On the estimation of correlation in a binary sequence model
This work addresses a fundamental statistical estimation problem for researchers in binary data modeling, revealing a phase transition in estimability based on data discretization.
The paper tackles the problem of estimating a common correlation parameter from binary sequences generated by thresholding hidden continuous variables, and finds that maximum likelihood estimation fails to provide consistent estimates, while trinary data can achieve consistent estimation with parametric convergence rates.
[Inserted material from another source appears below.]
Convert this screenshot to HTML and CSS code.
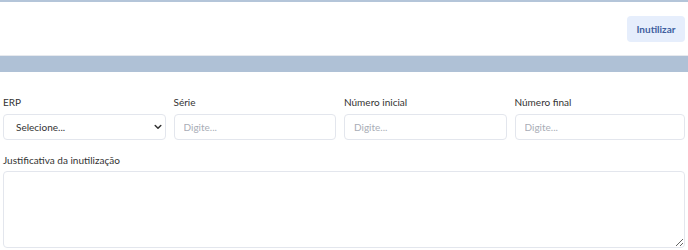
FILE: index.html
```html
<!DOCTYPE html>
<html lang="pt-BR">
<head>
  <meta charset="UTF-8" />
  <meta name="viewport" content="width=device-width, initial-scale=1.0" />
  <title>Inutilização</title>
  <link rel="stylesheet" href="styles.css">
</head>
<body>
  <div class="toolbar">
    <button class="btn-inutilizar">Inutilizar</button>
  </div>
  <div class="band"></div>

  <form class="form">
    <div class="row">
      <div class="field">
        <label>ERP</label>
        <div class="select-wrap">
          <select>
            <option>Selecione...</option>
          </select>
          <svg class="chevron" width="8" height="6" viewBox="0 0 8 6"><path d="M1.2 1.5l2.8 2.8 2.8-2.8" fill="none" stroke="#333" stroke-width="1.5" stroke-linecap="round" stroke-linejoin="round"/></svg>
        </div>
      </div>
      <div class="field">
        <label>Série</label>
        <input type="text" placeholder="Digite...">
      </div>
      <div class="field">
        <label>Número inicial</label>
        <input type="text" placeholder="Digite...">
      </div>
      <div class="field">
        <label>Número final</label>
        <input type="text" placeholder="Digite...">
      </div>
    </div>

    <div class="field field-text">
      <label>Justificativa da inutilização</label>
      <textarea></textarea>
    </div>
  </form>
</body>
</html>
```

FILE: styles.css
```css
* {
  box-sizing: border-box;
}

body {
  margin: 0;
  font-family: Lato, "Open Sans", sans-serif;
  color: #333;
  background: #fff;
  border-top: 2px solid #b4c5d9;
}

.toolbar {
  height: 54px;
  display: flex;
  justify-content: flex-end;
  align-items: flex-start;
  padding: 14px 3px 0 0;
  border-bottom: 1px solid #e6e9ee;
}

.btn-inutilizar {
  width: 58px;
  height: 26px;
  padding: 0;
  border: none;
  border-radius: 4px;
  background: #e6eefc;
  color: #3f5f9f;
  font-family: inherit;
  font-size: 10px;
  font-weight: 700;
  cursor: pointer;
}

.band {
  height: 16px;
  background: #afc1d6;
}

.form {
  padding: 24px 3px 0;
}

.row {
  display: grid;
  grid-template-columns: repeat(4, minmax(0, 1fr));
  margin-bottom: 14px;
}

.row .field:not(:last-child) {
  padding-right: 8px;
}

.field label {
  display: block;
  font-size: 10px;
  line-height: 13px;
  margin-bottom: 5px;
  color: #333;
}

.field-text label {
  margin-bottom: 4px;
}

.field input,
.field select,
.field textarea {
  display: block;
  width: 100%;
  border: 1px solid #e3e6ed;
  border-radius: 4px;
  background: #fff;
  font-family: inherit;
  font-size: 10px;
  color: #333;
  outline: none;
}

.field input,
.field select {
  height: 26px;
  padding: 0 9px;
}

.field input::placeholder {
  color: #a9adb6;
}

.select-wrap {
  position: relative;
}

.field select {
  appearance: none;
  -webkit-appearance: none;
  padding-left: 12px;
}

.chevron {
  position: absolute;
  right: 4px;
  top: 10px;
}

.field textarea {
  height: 77px;
  resize: vertical;
}
```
We consider a binary sequence generated by thresholding a hidden continuous sequence. The hidden variables are assumed to have a compound symmetry covariance structure with a single parameter characterizing the common correlation. We study the parameter estimation problem under such one-parameter models. We demonstrate that maximizing the likelihood function does not yield consistent estimates for the correlation. We then formally prove the nonestimability of the parameter by deriving a non-vanishing minimax lower bound. This counter-intuitive phenomenon provides an interesting insight that one-bit information of each latent variable is not sufficient to consistently recover their common correlation. On the other hand, we further show that trinary data generated from the hidden variables can consistently estimate the correlation with parametric convergence rate. Thus we reveal a phase transition phenomenon regarding the discretization of latent continuous variables while preserving the estimability of the correlation. Numerical experiments are performed to validate the conclusions.